3. Le Comité note que des difficultés ont surgi dans la Province du Kosovo qui ont entraîné la proclamation de plusieurs états d'urgence successifs. Plus récemment, un processus incontrôlé de désagrégation des structures de l'Etat partie a dégénéré en violents conflits interethniques ayant entraîné des violations d'une grande ampleur de la plupart des droits de l'homme garantis par le Pacte. A la suite de cet état de fait une opération de maintien de la paix a été mise en place dans le cadre d'un cessez-le-feu négocié sous l'égide des Nations Unies.

C. Principaux sujets de préocupations

4. Le Comité note que la situation de crise actuelle ne lui permet pas, en l'état, de superviser l'application du Pacte sur l'ensemble du territoire de l'Etat partie; en raison de la perte de contrôle par l'Etat fédéral d'un nombre croissant de républiques, peu d'informations ont été communiquées au Comité sur l'application du Pacte dans celles-ci. Le Comité souligne l'importance que revêt la continuation de la mise en oeuvre du Pacte dans ces républiques. Au regard de l'article premier du Pacte, le Comité regrette que le droit de faire sécession reconnu dans la Constitution fédérale n'ait pas fait l'objet d'une procédure de mise en oeuvre en droit interne qui aurait permis le règlement pacifique de la crise. Le Comité regrette également que dans le cadre de l'état d'urgence proclamé dans la Province du Kosovo, des mesures excessives limitant les droits et libertés garantis par le Pacte aient été adoptés.

5. Le Comité exprime sa plus vive préoccupation au sujet des atrocités commises durant les conflits interethniques. Il s'inquiète des nombreuses violations des droits de l'homme protégés par le Pacte, en particulier de ceux mentionnés au paragraphe 2 de l'article 4 du Pacte qui doivent être garantis quelles que soient les circonstances (droit à la vie et interdiction de la torture en particulier). A cet égard, le Comité déplore vivement les nombreux cas d'exécutions sommaires ou arbitraires, de disparitions forcées ou involontaires, de tortures, de viols et de pillages commis par des membres de l'armée fédérale. Des faits semblables sont en outre imputables à des groupes ou milices paramilitaires. Le Comité déplore le nombre extrêmement faible d'enquêtes sur ces violations, l'absence de mesures pour châtier les coupables et éviter que de tels actes se reproduisent et, en conséquence, il regrette l'impunité dont jouissent les auteurs de tels actes.

6. Le Comité exprime également sa préoccupation au sujet des conditions de détention dans les centres de détention, de la situation des civils, en particulier des femmes, des enfants et des personnes âgées, dans les zones de conflits, et de la situation des populations déplacées.

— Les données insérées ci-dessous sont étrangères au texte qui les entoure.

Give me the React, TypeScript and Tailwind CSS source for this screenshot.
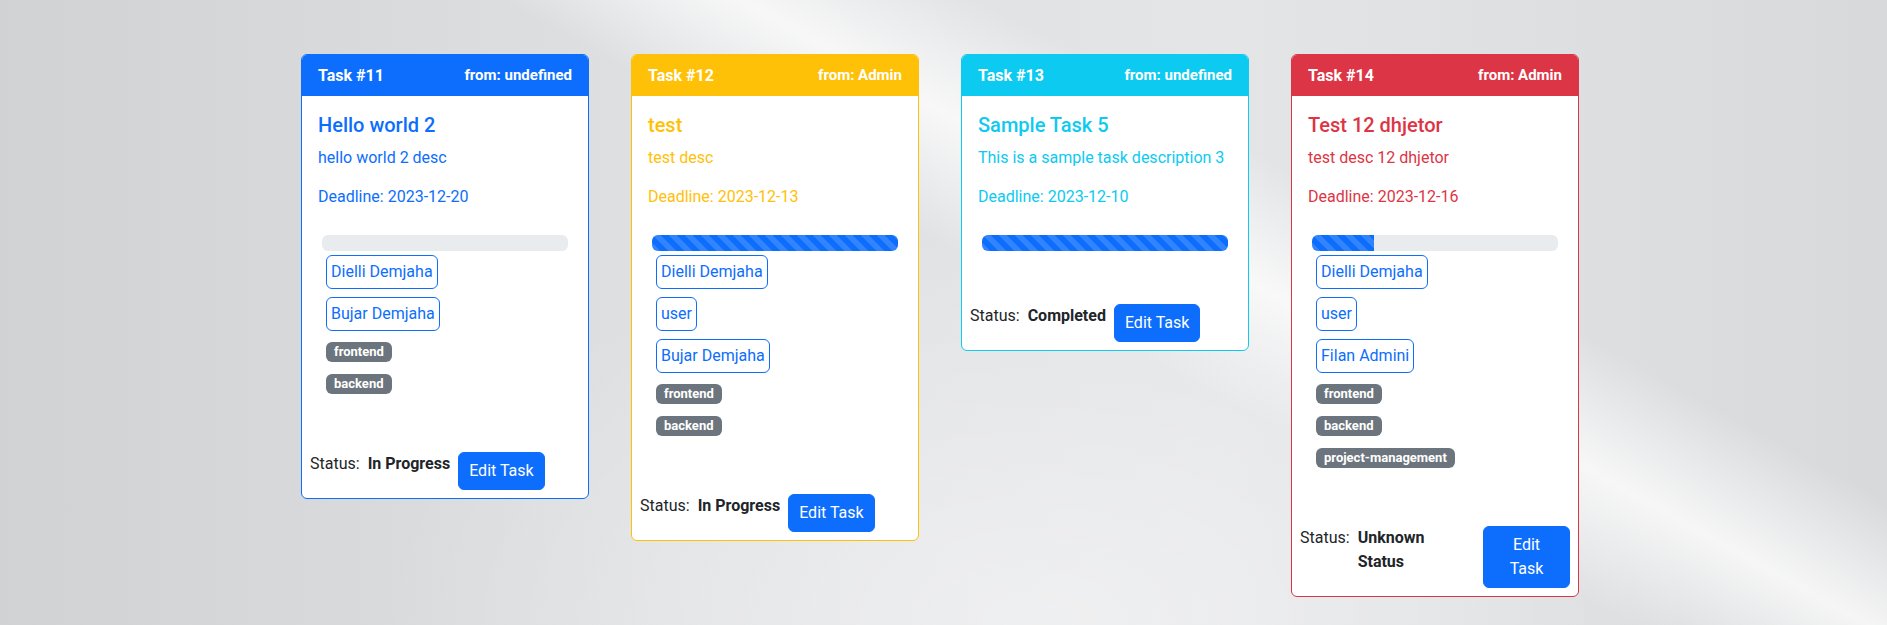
import React from "react";

type Tone = "primary" | "warning" | "info" | "danger";

type Task = {
  id: number;
  from: string;
  title: string;
  desc: string;
  deadline: string;
  progress: number;
  users: string[];
  tags: string[];
  status: string;
  tone: Tone;
  narrowFooter?: boolean;
};

const tasks: Task[] = [
  {
    id: 11,
    from: "undefined",
    title: "Hello world 2",
    desc: "hello world 2 desc",
    deadline: "2023-12-20",
    progress: 0,
    users: ["Dielli Demjaha", "Bujar Demjaha"],
    tags: ["frontend", "backend"],
    status: "In Progress",
    tone: "primary",
  },
  {
    id: 12,
    from: "Admin",
    title: "test",
    desc: "test desc",
    deadline: "2023-12-13",
    progress: 100,
    users: ["Dielli Demjaha", "user", "Bujar Demjaha"],
    tags: ["frontend", "backend"],
    status: "In Progress",
    tone: "warning",
  },
  {
    id: 13,
    from: "undefined",
    title: "Sample Task 5",
    desc: "This is a sample task description 3",
    deadline: "2023-12-10",
    progress: 100,
    users: [],
    tags: [],
    status: "Completed",
    tone: "info",
  },
  {
    id: 14,
    from: "Admin",
    title: "Test 12 dhjetor",
    desc: "test desc 12 dhjetor",
    deadline: "2023-12-16",
    progress: 25,
    users: ["Dielli Demjaha", "user", "Filan Admini"],
    tags: ["frontend", "backend", "project-management"],
    status: "Unknown Status",
    tone: "danger",
    narrowFooter: true,
  },
];

const toneStyles: Record<Tone, { border: string; header: string; text: string }> = {
  primary: { border: "border-[#0d6efd]", header: "bg-[#0d6efd]", text: "text-[#0d6efd]" },
  warning: { border: "border-[#ffc107]", header: "bg-[#ffc107]", text: "text-[#ffc107]" },
  info: { border: "border-[#0dcaf0]", header: "bg-[#0dcaf0]", text: "text-[#0dcaf0]" },
  danger: { border: "border-[#dc3545]", header: "bg-[#dc3545]", text: "text-[#dc3545]" },
};

const TaskCard = ({ task }: { task: Task }) => {
  const tone = toneStyles[task.tone];

  return (
    <div className={`w-[288px] shrink-0 rounded-md border bg-white ${tone.border}`}>
      <div
        className={`flex h-[41px] items-center justify-between rounded-t-[5px] px-4 text-white ${tone.header}`}
      >
        <span className="text-base font-bold">Task #{task.id}</span>
        <span className="text-[15px] font-bold">from: {task.from}</span>
      </div>

      <div className={`px-4 pt-[17px] ${task.tags.length ? "pb-[50px]" : "pb-[45px]"} ${tone.text}`}>
        <h5 className="mb-[9px] text-[20px] leading-6 font-medium">{task.title}</h5>
        <p className="mb-[15px] leading-6">{task.desc}</p>
        <p className="mb-[26px] leading-6">Deadline: {task.deadline}</p>

        <div className="mx-1 h-4 overflow-hidden rounded-md bg-[#e9ecef]">
          <div
            className="h-full bg-[#0d6efd] bg-[linear-gradient(45deg,rgba(255,255,255,.15)_25%,transparent_25%,transparent_50%,rgba(255,255,255,.15)_50%,rgba(255,255,255,.15)_75%,transparent_75%,transparent)] bg-[length:16px_16px]"
            style={{ width: `${task.progress}%` }}
          />
        </div>

        {task.users.length > 0 && (
          <div className="mt-1 ml-2 flex flex-col items-start gap-2">
            {task.users.map((u) => (
              <span
                key={u}
                className="rounded-md border border-[#0d6efd] px-1 py-1 leading-6 text-[#0d6efd]"
              >
                {u}
              </span>
            ))}
          </div>
        )}

        {task.tags.length > 0 && (
          <div className="mt-[11px] ml-2 flex flex-col items-start gap-3">
            {task.tags.map((t) => (
              <span
                key={t}
                className="h-5 rounded-md bg-[#6c757d] px-2 text-[13px] leading-5 font-bold text-white"
              >
                {t}
              </span>
            ))}
          </div>
        )}
      </div>

      <div className="flex items-start gap-2 p-2 text-[#212529]">
        <span className="leading-6">Status:</span>
        <span className={`leading-6 font-bold ${task.narrowFooter ? "w-[100px]" : ""}`}>
          {task.status}
        </span>
        <button
          className={`rounded-md border border-[#0d6efd] bg-[#0d6efd] py-[6px] leading-6 text-white ${
            task.narrowFooter ? "ml-auto w-[87px] px-3" : "px-[10px]"
          }`}
        >
          Edit Task
        </button>
      </div>
    </div>
  );
};

export default function App() {
  return (
    <div className="relative h-[625px] w-full overflow-hidden bg-[#dcdddf] bg-[linear-gradient(29deg,transparent_54%,rgba(255,255,255,.75)_62%,transparent_70%),radial-gradient(ellipse_at_55%_100%,rgba(255,255,255,.45),transparent_45%),linear-gradient(90deg,#d1d2d4_0%,#dfe0e2_35%,#e4e5e7_65%,#d8d9db_100%)] font-['Roboto',sans-serif] text-base">
      <div className="flex items-start justify-center gap-[42px] pt-[54px] pr-[7px]">
        {tasks.map((t) => (
          <TaskCard key={t.id} task={t} />
        ))}
      </div>
    </div>
  );
}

Le Comité regrette également l'étendue des restrictions et limitations imposées à l'exercice de la liberté de mouvement, du droit à la protection de la vie privée, de la liberté de religion, d'expression, de réunion et d'association et du droit de prendre part à la direction des affaires publiques.

7. Le Comité se déclare également préoccupé par la détérioration de la situation des minorités ethniques, religieuses ou linguistiques, en particulier celles d'origine albanaise et hongroise, ainsi que les populations qui sont devenues de facto des minorités à la suite des récents conflits interethniques.

D. Suggestions et recommandations

8. Tenant compte de la grave situation prévalant dans l'Etat partie, le Comité recommande au gouvernement de prendre toutes mesures nécessaires afin de faire cesser les violations des droits de l'homme, en particulier celles touchant au droit à la vie et à l'interdiction de la torture. Ces mesures devraient notamment comprendre un rétablissement du contrôle sur l'armée, une dissolution des milices et groupes paramilitaires, la répression des coupables de violations et l'adoption de mesures destinées à prévenir le renouvellement de tels abus. Le Comité recommande également la pleine application de l'article 27 du Pacte qui reconnaît aux personnes appartenant à des minorités ethniques, religieuses ou linguistiques, le droit d'avoir leur propre vie culturelle, de professer et de pratiquer leur propre religion, et d'employer leur propre langue.



*/ A la 1148ème séance, tenue le 10 avril 1992.